The password won’t be needed after tomorrow, there is no point remembering it longer than that.
I wish to become a future self that knows everything, wait I can’t just update my beliefs to match a hypothetical omniscient future version of myself, thus becoming omniscient.
If you want you future beliefs to be more accurate, update your beliefs to be more accurate. True advice, but not very useful.
I wish to become a future self that is confident they are living in a post ASI utopia. But deluding myself into thinking I am in a post ASI utopia despite strong evidence to the contrary isn’t a good idea.
I think this makes a useful distinction, but it’s against something this article didn’t quite say. If the “brainwashing machine” convinces you of its agenda by just giving you evidence, then of course you should believe what it will teach you. If it just replaces your brain with one that believes in its agenda, then this isn’t a belief that was “arrived at using your own reasoning process” (though this may have been added as response to what you said).

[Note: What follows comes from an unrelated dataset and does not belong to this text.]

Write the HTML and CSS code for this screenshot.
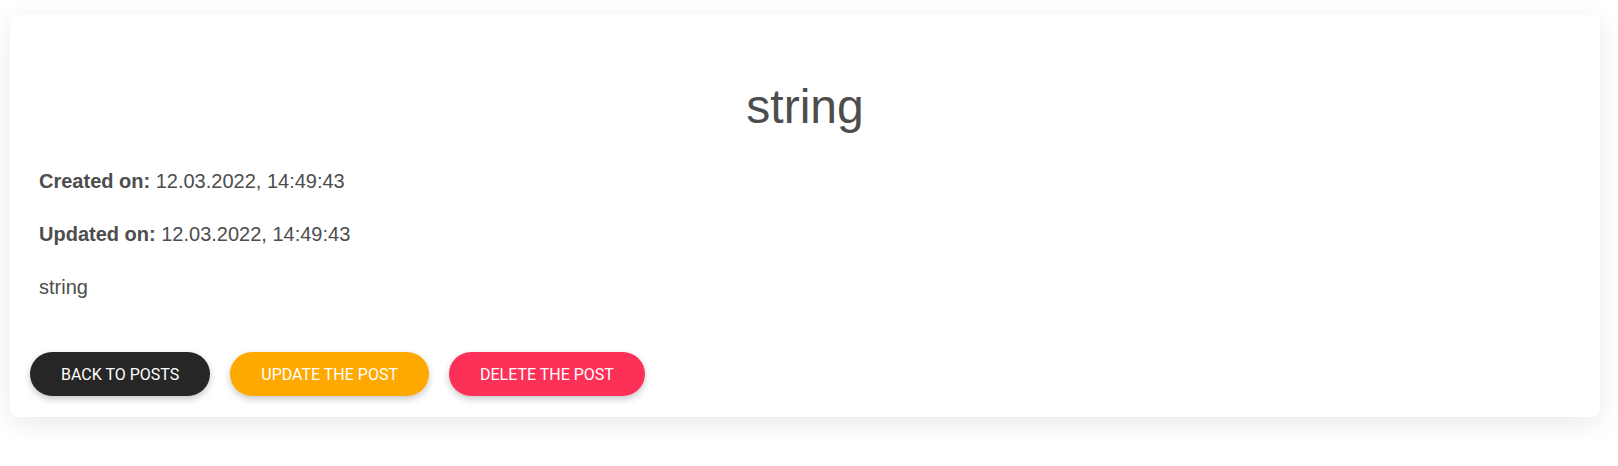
FILE: index.html
```html
<!DOCTYPE html>
<html lang="en">
<head>
<meta charset="utf-8">
<title>string</title>
<link rel="stylesheet" href="styles.css">
</head>
<body>
<div class="page">
  <article class="card">
    <h1 class="title">string</h1>
    <div class="meta">
      <p class="line"><strong>Created on:</strong> 12.03.2022, 14:49:43</p>
      <p class="line"><strong>Updated on:</strong> 12.03.2022, 14:49:43</p>
      <p class="line">string</p>
    </div>
    <div class="actions">
      <button class="btn btn-dark">BACK TO POSTS</button>
      <button class="btn btn-orange">UPDATE THE POST</button>
      <button class="btn btn-red">DELETE THE POST</button>
    </div>
  </article>
</div>
</body>
</html>
```
FILE: styles.css
```css
html, body {
  margin: 0;
  padding: 0;
  background: #ffffff;
}

body {
  font-family: "Liberation Sans", Arial, sans-serif;
  color: #4d4d4d;
}

.page {
  padding: 15px 18px 50px 10px;
}

.card {
  background: #ffffff;
  border-radius: 8px;
  box-shadow: 0 6px 26px rgba(0, 0, 0, 0.09);
  padding: 0 20px 21px;
}

.title {
  margin: 0;
  padding-top: 65px;
  font-size: 48px;
  line-height: 54px;
  font-weight: 400;
  text-align: center;
  color: #4d4d4d;
}

.meta {
  margin-top: 36px;
  padding: 0 9px;
  display: flex;
  flex-direction: column;
  gap: 30px;
}

.line {
  margin: 0;
  font-size: 20px;
  line-height: 23px;
}

.line strong {
  font-weight: 700;
}

.actions {
  margin-top: 53px;
  display: flex;
  gap: 20px;
}

.btn {
  height: 44px;
  padding: 0 31px;
  border: none;
  border-radius: 22px;
  font-family: Roboto, "Liberation Sans", Arial, sans-serif;
  font-size: 16px;
  color: #ffffff;
  cursor: pointer;
  box-shadow: 0 3px 7px rgba(0, 0, 0, 0.22);
}

.btn-dark {
  background: #262626;
}

.btn-orange {
  background: #ffa800;
}

.btn-red {
  background: #fd3158;
}
```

A similar move works to disarm your password example. I don’t gain any new information that changes my beliefs about the password, I just forget. There is no reasoning process that changes what I’m going to type into the box on the login page.
See also https://www.lesswrong.com/posts/jiBFC7DcCrZjGmZnJ/conservation-of-expected-evidence . You are correct, of course—if you are a rational agent and you believe your future self has remained rational, then https://en.wikipedia.org/wiki/Aumann%27s_agreement_theorem actually applies here—you know you have the same priors, and mutual (across time, but so what?) knowledge of rationality. You cannot rationally disagree with your future self.
Of course, for fallible biological agents the assumption of rationality doesn’t hold—you are free to predict that future-you becomes stupid or biased in ways you don’t currently accept. In those cases, it can be reasonable to try to bind your future self based on your current self’s beliefs and preferences.
Like for instance, ‘That’s the wrong Zoom (company).’